La storia della Safau: tutto è cominciato nel 1882 grazie al viennese Neufeld e all’udinese Orter

UDINE. Finito il lavoro, tutti andavano a bere un taglietto all’osteria Ai tre musoni, lungo via Marsala, fondata dalla famiglia Marzano che era salita a Udine dalle Puglie per commerciare il vino. Era intitolata così per i mascheroni di tre uomini corrucciati, scolpiti in un pannello di legno: uno asiatico, uno europeo e uno africano.
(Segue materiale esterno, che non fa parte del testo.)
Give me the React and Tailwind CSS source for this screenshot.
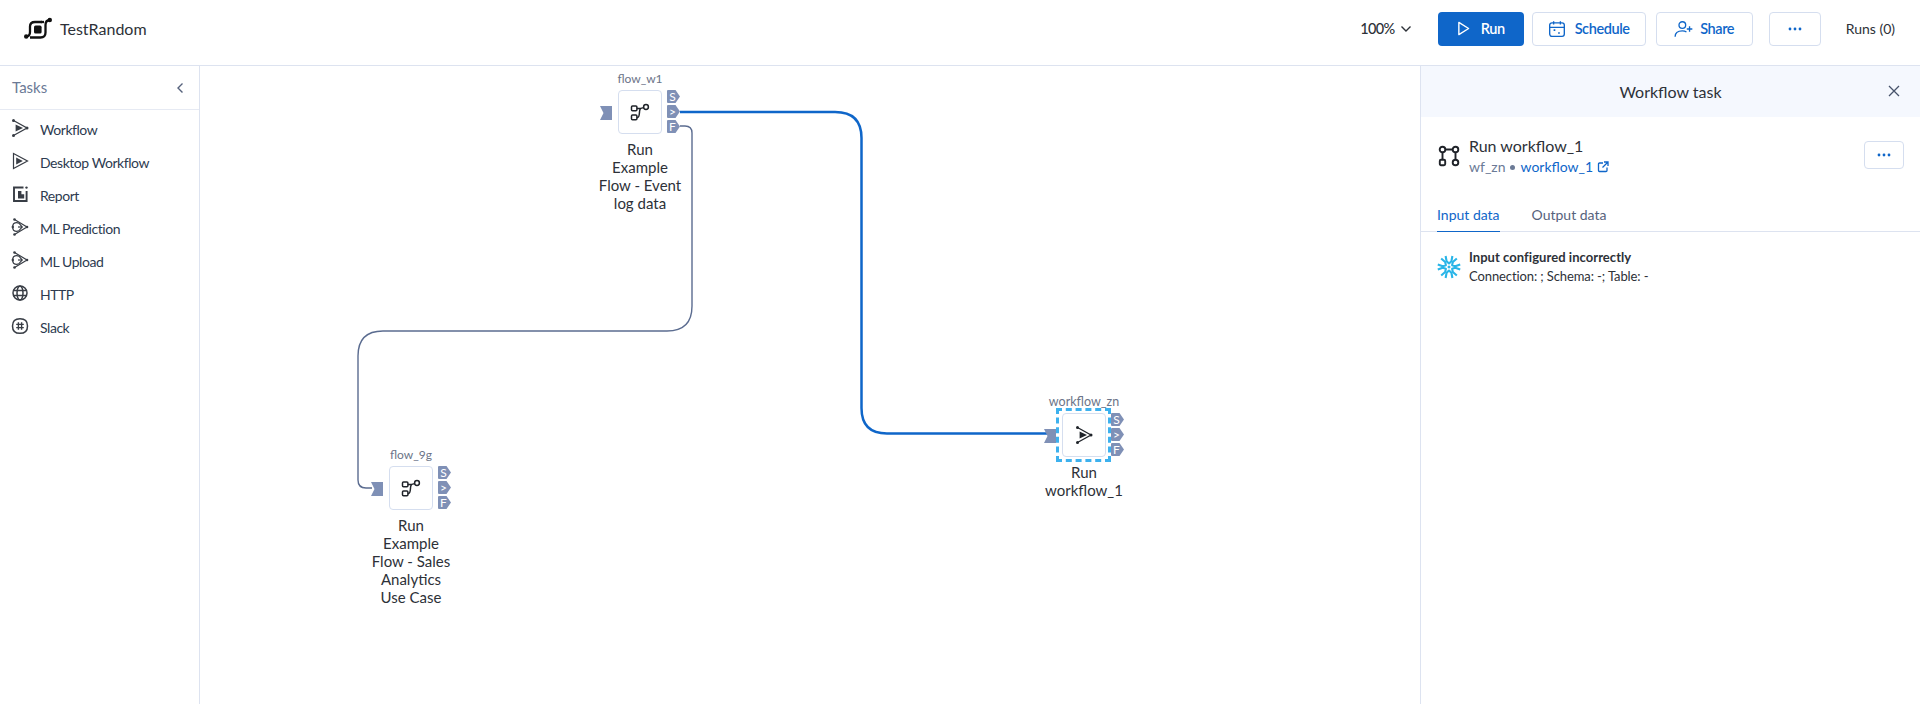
const font = { fontFamily: "Lato, 'Liberation Sans', sans-serif" };

function FlowIcon({ className = "w-5 h-5" }) {
  return (
    <svg viewBox="0 0 20 20" className={className} fill="none" stroke="#1f2329" strokeWidth="1.5">
      <rect x="1.5" y="4" width="5.4" height="4.8" rx="1" />
      <rect x="1.5" y="13" width="5.4" height="4.8" rx="1" />
      <circle cx="16" cy="5" r="2.4" />
      <path d="M6.9 6.4h3.6M13.6 5.6 L10.8 6.4 C10 6.8 9.8 7.6 9.6 9 C9.3 12 9.4 15.4 7.6 15.4H6.9" />
    </svg>
  );
}

function WorkflowIcon({ className = "w-5 h-5", color = "#1f2329" }) {
  return (
    <svg viewBox="0 0 20 20" className={className} fill="none" stroke={color} strokeWidth="1.3">
      <path d="M3.5 2.5 L17 10 L3.5 17.5" />
      <path d="M5.6 6.4 L13 10 L5.6 13.6 Z" fill={color} stroke="none" />
      <circle cx="3.5" cy="2.5" r="1.5" fill={color} stroke="none" />
      <circle cx="3.5" cy="17.5" r="1.5" fill={color} stroke="none" />
      <circle cx="17" cy="10" r="1.5" fill={color} stroke="none" />
    </svg>
  );
}

function DesktopIcon() {
  return (
    <svg viewBox="0 0 20 20" className="w-5 h-5" fill="none" stroke="#383d45" strokeWidth="1.2">
      <path d="M3.5 2.5 L17.5 10 L3.5 17.5 Z" />
      <path d="M6.2 6.6 L12.8 10 L6.2 13.4 Z" fill="#383d45" stroke="none" />
    </svg>
  );
}

function ReportIcon() {
  return (
    <svg viewBox="0 0 20 20" className="w-5 h-5" fill="none" stroke="#383d45" strokeWidth="1.9">
      <path d="M13.5 3.5H4v13.5h12.6V7" />
      <path d="M8 7h3.4v3.2h2.8V14.4H8z" fill="#383d45" stroke="none" />
      <circle cx="16.5" cy="3.6" r="1.2" fill="#383d45" stroke="none" />
    </svg>
  );
}

function MlIcon() {
  return (
    <svg viewBox="0 0 20 20" className="w-5 h-5" fill="none" stroke="#383d45" strokeWidth="1.2">
      <path d="M4.5 2.5 L17 10 L4.5 17.5" />
      <path d="M3.5 6.8 A5.4 5.4 0 0 1 9 6.2 L12.2 10 L8.8 13.8 A5.4 5.4 0 0 1 3.5 13.2 A6.4 6.4 0 0 1 3.5 6.8 Z" />
      <path d="M8 10H12.2" />
      <circle cx="4.5" cy="2.5" r="1.3" fill="#383d45" stroke="none" />
      <circle cx="4.5" cy="17.5" r="1.3" fill="#383d45" stroke="none" />
      <circle cx="17" cy="10" r="1.3" fill="#383d45" stroke="none" />
      <circle cx="2.8" cy="10" r="1.2" fill="#383d45" stroke="none" />
    </svg>
  );
}

function GlobeIcon() {
  return (
    <svg viewBox="0 0 20 20" className="w-5 h-5" fill="none" stroke="#383d45" strokeWidth="1.5">
      <circle cx="10" cy="10" r="7" />
      <ellipse cx="10" cy="10" rx="3" ry="7" />
      <path d="M3 7.6h14M3 12.4h14" />
    </svg>
  );
}

function SlackIcon() {
  return (
    <svg viewBox="0 0 20 20" className="w-5 h-5" fill="none" stroke="#383d45" strokeWidth="1.5">
      <path d="M10 2.7c5 0 7.5 2.6 7.5 7.2s-2.6 7.4-7.5 7.4c-5 0-7.5-2.8-7.5-7.4S5 2.7 10 2.7z" />
      <path d="M8.4 6.2v7.6M11.6 6.2v7.6M6.2 8.4h7.6M6.2 11.6h7.6" strokeWidth="1.4" />
    </svg>
  );
}

function LogoIcon() {
  return (
    <svg viewBox="0 0 28 23" className="w-7 h-[23px]" fill="none" stroke="#111" strokeWidth="2.3">
      <path d="M2 19.5 C4.5 19.5 6 18 6 15 V9.5 C6 6.5 8 5 11 5 H18" />
      <path d="M26 3 C23 3 21.5 5 21.5 8 V15.5 C21.5 18.5 19.5 20.5 16.5 20.5 H6" />
      <path d="M17 5 H20" />
      <rect x="10" y="8.6" width="7.6" height="8" rx="1.6" fill="#111" stroke="none" />
      <circle cx="2.2" cy="19.5" r="2.2" fill="#111" stroke="none" />
      <circle cx="25.8" cy="3" r="2.2" fill="#111" stroke="none" />
    </svg>
  );
}

function Snowflake() {
  const angles = [0, 60, 120, 180, 240, 300];
  return (
    <svg viewBox="0 0 24 24" className="w-6 h-6" fill="none" stroke="#29b5e8" strokeWidth="2.1" strokeLinecap="butt" strokeLinejoin="round">
      {angles.map((a) => (
        <g key={a} transform={`rotate(${a} 12 12)`}>
          <path d="M8.6 1 L9.6 6.2 L12 8.4 L14.4 6.2 L15.4 1" />
        </g>
      ))}
      <path d="M12 10.2 13.8 12 12 13.8 10.2 12Z" fill="#29b5e8" stroke="none" />
    </svg>
  );
}

function OutPort({ label }) {
  return (
    <div className="w-[13px] h-[13px] relative">
      <svg viewBox="0 0 13 13" className="absolute inset-0 w-[13px] h-[13px]">
        <path d="M1 0h7.5L13 6.5 8.5 13H1a1 1 0 0 1-1-1V1a1 1 0 0 1 1-1z" fill="#7f90b6" />
      </svg>
      <span className="absolute inset-0 pr-[2px] flex items-center justify-center text-[12px] leading-none text-white">{label}</span>
    </div>
  );
}

function InPort() {
  return (
    <svg viewBox="0 0 12 14" className="w-3 h-[14px] block">
      <path d="M0 0h12v14H0l3.5-7z" fill="#7f90b6" />
    </svg>
  );
}

function Node({ code, lines, left, top, icon, selected, codeClass = "text-[12px]" }) {
  return (
    <div className="absolute flex flex-col items-center w-[100px]" style={{ left, top }}>
      <div className={`leading-4 h-4 text-[#6b7488] whitespace-nowrap ${codeClass}`}>{code}</div>
      <div className="relative mt-[3px] w-11 h-11 rounded bg-white border border-[#d5deef] flex items-center justify-center">
        {icon}
        {selected && <div className="absolute -left-[7px] -right-[6px] -top-[6px] -bottom-[6px] border-[3px] border-dashed border-[#3db1ee]" />}
        <div className="absolute left-[-19px] top-[15px]"><InPort /></div>
        <div className="absolute left-[48px] top-[-1px] flex flex-col gap-[2px]">
          <OutPort label="S" />
          <OutPort label=">" />
          <OutPort label="F" />
        </div>
      </div>
      <div className="mt-[6px] text-[15px] leading-[18px] text-center text-[#2d3138]">
        {lines.map((l) => <div key={l} className="whitespace-nowrap">{l}</div>)}
      </div>
    </div>
  );
}

const tasks = [
  ["Workflow", <WorkflowIcon color="#383d45" />],
  ["Desktop Workflow", <DesktopIcon />],
  ["Report", <ReportIcon />],
  ["ML Prediction", <MlIcon />],
  ["ML Upload", <MlIcon />],
  ["HTTP", <GlobeIcon />],
  ["Slack", <SlackIcon />],
];

function Dots() {
  return (
    <svg viewBox="0 0 14 4" className="w-[14px] h-1" fill="#0f66c9">
      <circle cx="2" cy="2" r="1.4" /><circle cx="7" cy="2" r="1.4" /><circle cx="12" cy="2" r="1.4" />
    </svg>
  );
}

export default function App() {
  return (
    <div className="w-[1920px] h-[704px] bg-white flex flex-col overflow-hidden" style={font}>
      <header className="h-[66px] shrink-0 border-b border-[#dde3f0] flex items-center pb-[8px]">
        <div className="ml-[24px] mr-[8px]"><LogoIcon /></div>
        <div className="text-base text-[#2d3138]">TestRandom</div>
        <div className="ml-auto flex items-center text-[14.5px] font-semibold tracking-[-0.4px]">
          <div className="flex items-center gap-[5px] text-[#2d3138] font-medium mr-[26px] tracking-[-0.6px]">
            100%
            <svg viewBox="0 0 12 8" className="w-3 h-2" fill="none" stroke="#2d3138" strokeWidth="1.4"><path d="M1.5 1.5 6 6l4.5-4.5" /></svg>
          </div>
          <button className="w-[86px] h-[34px] rounded bg-[#0f66c9] text-white flex items-center justify-center gap-[11px]">
            <svg viewBox="0 0 14 16" className="w-[13px] h-[15px]" fill="none" stroke="#fff" strokeWidth="1.5"><path d="M2 1.5 12.5 8 2 14.5z" strokeLinejoin="round" /></svg>
            Run
          </button>
          <button className="ml-[8px] w-[114px] h-[34px] rounded border border-[#d5deef] text-[#0f66c9] flex items-center justify-center gap-[9px]">
            <svg viewBox="0 0 16 16" className="w-[18px] h-[18px]" fill="none" stroke="#0f66c9" strokeWidth="1.2"><rect x="1.5" y="2.5" width="13" height="12" rx="2" /><path d="M1.5 6.5h13M5 1v3M11 1v3" /><path d="M5 9h1.5M9 11.5h1.5" strokeWidth="1.4" /></svg>
            Schedule
          </button>
          <button className="ml-[10px] w-[97px] h-[34px] rounded border border-[#d5deef] text-[#0f66c9] flex items-center justify-center gap-[6px]">
            <svg viewBox="0 0 18 16" className="w-5 h-[18px]" fill="none" stroke="#0f66c9" strokeWidth="1.2"><circle cx="7.5" cy="4.5" r="3" /><path d="M1 15c0-3.5 2.8-5.3 6.5-5.3 1.5 0 2.7.3 3.7 1" /><path d="M14 5.5v5M11.5 8h5" /></svg>
            Share
          </button>
          <button className="ml-[16px] w-[52px] h-[34px] rounded border border-[#d5deef] flex items-center justify-center"><Dots /></button>
          <div className="ml-[25px] mr-[25px] whitespace-nowrap text-sm font-normal tracking-normal text-[#2d3138]">Runs (0)</div>
        </div>
      </header>

      <div className="flex-1 flex min-h-0">
        <aside className="w-[200px] shrink-0 border-r border-[#dde3f0]">
          <div className="h-[44px] border-b border-[#e6eaf3] flex items-center justify-between pl-3 pr-[15px]">
            <span className="text-[15px] text-[#6b7a96]">Tasks</span>
            <svg viewBox="0 0 8 12" className="w-2 h-3" fill="none" stroke="#56627c" strokeWidth="1.4"><path d="M6.5 1.5 2 6l4.5 4.5" /></svg>
          </div>
          <div className="pt-[3px]">
            {tasks.map(([t, i], k) => (
              <div key={k} className="h-[33px] flex items-center pl-[10px] gap-[10px] text-sm tracking-[-0.45px] text-[#2d3b50]">
                <div className="mb-[4px]">{i}</div>
                <span>{t}</span>
              </div>
            ))}
          </div>
        </aside>

        <main className="flex-1 relative">
          <svg className="absolute inset-0 w-full h-full" fill="none">
            <path d="M480 46 H635 Q661.5 46 661.5 72 V342 Q661.5 367.5 687 367.5 H848" stroke="#0f66c9" strokeWidth="2.5" />
            <path d="M480 60 H485 Q492 60 492 67 V240 Q492 265 467 265 H183 Q158 265 158 290 V414 Q158 422 166 422 H172" stroke="#5b6c90" strokeWidth="1.4" />
          </svg>
          <Node code="flow_w1" left={390} top={5} icon={<FlowIcon />} lines={["Run", "Example", "Flow - Event", "log data"]} />
          <Node code="flow_9g" left={161} top={381} icon={<FlowIcon />} lines={["Run", "Example", "Flow - Sales", "Analytics", "Use Case"]} />
          <Node code="workflow_zn" left={834} top={328} selected codeClass="text-[12.5px]" icon={<WorkflowIcon />} lines={["Run", "workflow_1"]} />
        </main>

        <aside className="w-[500px] shrink-0 border-l border-[#dde3f0]">
          <div className="h-[51px] bg-[#f5f8fe] relative flex items-center justify-center text-base text-[#2d3138]">
            Workflow task
            <svg viewBox="0 0 12 12" className="absolute right-[20px] top-[19px] w-3 h-3" fill="none" stroke="#47536b" strokeWidth="1.3"><path d="M1 1l10 10M11 1 1 11" /></svg>
          </div>
          <div className="h-[64px] mt-[19px] flex items-start pl-[17px] pr-4">
            <svg viewBox="0 0 22 22" className="w-[22px] h-[22px] mt-[9px]" fill="none" stroke="#1f2329" strokeWidth="1.9">
              <circle cx="4.5" cy="4.5" r="2.8" /><circle cx="17.5" cy="4.5" r="2.8" /><circle cx="17.5" cy="17.5" r="2.8" />
              <rect x="1.8" y="14.8" width="5.4" height="5.4" rx="1.2" />
              <path d="M7.3 4.5h7.4M4.5 7.3v7.5M17.5 7.3v7.5" />
            </svg>
            <div className="ml-[9px] flex-1">
              <div className="text-base leading-5 text-[#2d3138]">Run workflow_1</div>
              <div className="flex items-center text-sm leading-5 mt-[1px]">
                <span className="text-[#6b7a96]">wf_zn</span>
                <span className="w-[5px] h-[5px] rounded-full bg-[#6b7a96] mx-[5px]" />
                <span className="text-[#0f66c9]">workflow_1</span>
                <svg viewBox="0 0 12 12" className="w-3 h-3 ml-1" fill="none" stroke="#0f66c9" strokeWidth="1.3"><path d="M6 2H2.5A1 1 0 0 0 1.5 3v6.5a1 1 0 0 0 1 1H9a1 1 0 0 0 1-1V6.5M7 1h4v4M11 1 5.5 6.5" /></svg>
              </div>
            </div>
            <button className="mt-[5px] w-10 h-7 rounded border border-[#d5deef] flex items-center justify-center"><Dots /></button>
          </div>
          <div className="h-[32px] border-b border-[#dde3f0] flex pl-4 gap-8 text-sm">
            <div className="h-[32px] pt-[5px] text-[#0f66c9] border-b border-[#0f66c9]">Input data</div>
            <div className="pt-[5px] text-[#56627c]">Output data</div>
          </div>
          <div className="flex pl-4 pt-[23px] gap-2">
            <Snowflake />
            <div className="text-[13px] leading-[19px] text-[#2d3138] -mt-[7px]">
              <div className="font-bold tracking-[0.05px]">Input configured incorrectly</div>
              <div className="tracking-[-0.1px]">Connection: ; Schema: -; Table: -</div>
            </div>
          </div>
        </aside>
      </div>
    </div>
  );
}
Erano le caricature dei tre fratelli Marzano, già effigiati alla base del vicino campanile. L’osteria è stata un luogo di incontro e ricreazione per gli operai prima delle Ferriere e poi della Safau, industrie siderurgiche che avevano in via Calatafimi lo scalo ferroviario e in via Castelfidardo un campo di calcio dove vigevano le sfide con le squadre dei ferrovieri della vicina stazione.
Piccoli frammenti di un “amarcord” all’udinese che ancora galleggiano attorno a capannoni vuoti e decrepiti e alle strutture metalliche di una fabbrica che ha dato lavoro e garanzie a tante famiglie, rappresentando assieme alle Officine Bertoli l’ossatura industriale più importante in una città per il resto votata al commercio e al ruolo di immensa caserma, almeno fino a qualche decennio fa. Ora, sui resti di una grande storia, aleggiano programmi di riscoperta e presa di coscienza, com’è stato annunciato dal Comune. C’è un’enorme area abbandonata che attende un po’ di giustizia, come da anni stanno ripetendo gli ex dipendenti raccolti nell’associazione “Amis de Safau”.
Tutto cominciò (come si apprende scorrendo i ricordi del giornalista Luciano Provini nel libro “Una vita a Udine”) nel 1882 quando l’ingegnere viennese Karl Neufeld, proprietario di una ferriera ad Aosta, e l’udinese Francesco Orter, titolare di una ferramenta in piazza San Cristoforo, fondarono le Ferriere dando lavoro a inizio Novecento a 750 operai, impegnati in turni di 12 ore al giorno. Solo alcuni anni dopo tutto si umanizzò grazie al nuovo direttore, un ingegnere stiriano di origini norvegesi, Giovanni Sendresen, che si guadagnò la stima di dipendenti e della città intera avviando iniziative come la Società di mutuo soccorso e la Società udinese di ginnastica. Gli azionisti delle Ferriere erano in gran parte austriaci, per cui, dopo la Grande Guerra, misero in liquidazione la società, acquisita dalle Acciaierie di Venezia.
Parte dello stabilimento passò poi nel ’42 alla Safau (Società per azioni Ferriere e Acciaierie di Udine), che fece un salto di qualità nel secondo dopoguerra, sotto la direzione dell’ingegner Giovanni Battista Rizzani, inaugurando il 23 febbraio 1951, dunque 70 anni fa, il modernissimo forno Martin-Siemens, ormai l’unico a essere conservato in Italia e utilizzato fino all’agosto del 1975. Insomma, un esemplare da archeologia industriale attorno al quale più volte si è immaginato di creare un museo del lavoro. Per completare la storia va detto che nel 1988 ci fu la fusione delle due grandi aziende siderurgiche cittadine, che formarono l’Abs, ovvero Acciaierie Bertoli Safau, con l’apertura dello stabilimento di Cargnacco, di proprietà del gruppo Danieli.
Tracce di quel mondo resistono nell’ampia malinconica area dismessa e in certe architetture d’effetto, come la palazzina degli ex uffici delle Ferriere, davanti all’osteria dei Musoni, lo scalo lì vicino e la villa Stucky, in stile liberty, progettata dall’architetto Cesare Scoccimarro. Per il resto bisogna affidarsi al racconto di chi lavorò dentro la fabbrica, come Bruzio Bisignano, che partendo dalla memoria ha intrecciato un progetto e uno spettacolo teatrale su siderurgia e dintorni. Titolo: “Ocjo”.